We have $3$ consecutive numbers so one of these will give a factor of $3$. If $n$ is even then $n$ will give a factor of $16$. If $n$ is odd then $(n-1)$ and $(n+1)$ will both be even and if $(n+1)^2$ only gives $2$ factors of $2$ then $(n-1)$ will be divisible by $4$, so $(n-1)(n+1)^2$ will be divisible by $16$.

So $\color{red}{48}$ will always divide $n^7+n^6-n^5-n^4$.

Answer 4

Newton's interpolation formula gives $$ n^7+n^6-n^5-n^4 =144 \binom{n}{2}+ 2160 \binom{n}{3}+ 9696 \binom{n}{4}+ 18480 \binom{n}{5}+ 15840 \binom{n}{6}+ 5040 \binom{n}{7} $$ The gcd of the coefficients in the binomial representation is $48$ and so $n^7+n^6-n^5-n^4$ is always a multiple of $48$.

$48$ is largest factor of all values of $n^7+n^6-n^5-n^4$ because it is the gcd of the values for $n=2$ and $n=4$.

Answer 5

Without using the link I gave you (which is overkilling the problem, by the way), you can see that $2^4$ divides $$f(n):=n^7+n^6-n^5-n^4=(n-1)\,n^4\,(n+1)^2$$ by considering the case $n$ is odd and the case $n$ is even. Since $n-1$, $n$, and $n+1$ are consecutive integers, $3$ must divide $f(n)$. That is, $2^4\cdot 3=48$ must divide $f(n)$ for all $n\in\mathbb{Z}_{>0}$. Using Will Jagy's answer, you should be able to deduce that $48$ is indeed the GCD of $f(n)$ for all $n\in\mathbb{Z}_{>0}$.

However, if you want to use the method given in that link, you can show that $f(n)$ is equal to $$72\cdot 2!\cdot\binom{n}{2}+360\cdot 3!\cdot\binom{n}{3}+404\cdot4!\cdot\binom{n}{4}+154\cdot5!\cdot\binom{x}{5}+22\cdot6!\cdot\binom{n}{6}+7!\cdot\binom{n}{7}\,.$$ Then, the greatest common divisor of the coefficients $72\cdot 2!$, $360\cdot 3!$, $404\cdot 4!$, $154\cdot 5!$, $22\cdot 6!$, and $7!$ is equal to $$\gcd\big(72\cdot 2!,360\cdot3!,404\cdot 4!\big)=48\,.$$ This is the modified content of $f(n)$ as defined in the link above.

P.S.: I know other people have more or less answered your question, but I am illustrating how to use the more general method given in my link.
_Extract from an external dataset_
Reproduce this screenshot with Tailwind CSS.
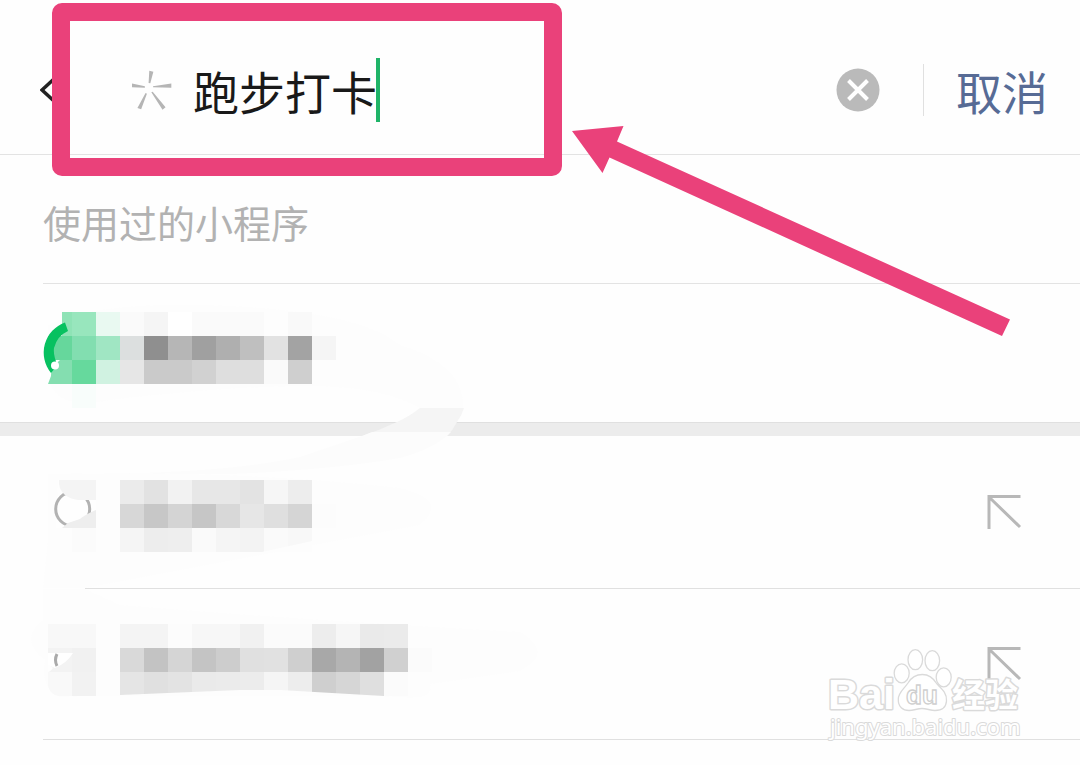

You can use this solution for other integer-valued polynomials.

Answer 6

The answer is 48. The polynomial factors to:

((n+1)^2)(n-1)(n^4). Let's look at primes.

So the number must divide n-1, n and n+1. At least one of those will be even, so we can count on 2 dividing it.

However, in more detail, let's look at cases.

If n is even, we can rely on 2 dividing it 4 times due to the n^4 term.

If n is odd, then n+1 and n-1 are both even. However, since every second even number is divisible by 4, one of those two quantities is as well. If n-1 is divisible by 4, n+1 is divisible by 2 and no higher powers of 2, so that leaves the polynomial divisible by 2 at least 4 times. In the other case, n+1 is divisible by 4, so the polynomial is divisible by 2 at least 5 times.

Thus, the polynomial is always divisible by 2 at least 4 times.

The next prime is 3. Exactly one of the three values (n-1, n and n+1) will be a multiple of 3, and sometimes, that number will be n-1, so our mystery divisor will have up to one power of three in it.

For bigger primes than 3, there will always exist values of n for which none of our factored terms will be a multiple of the prime—in general, n=p+2 would not produce a value of the polynomial divisible by p for p>3. Thus, no other primes can divide our mystery divisor, so that leaves it at 16*3=48.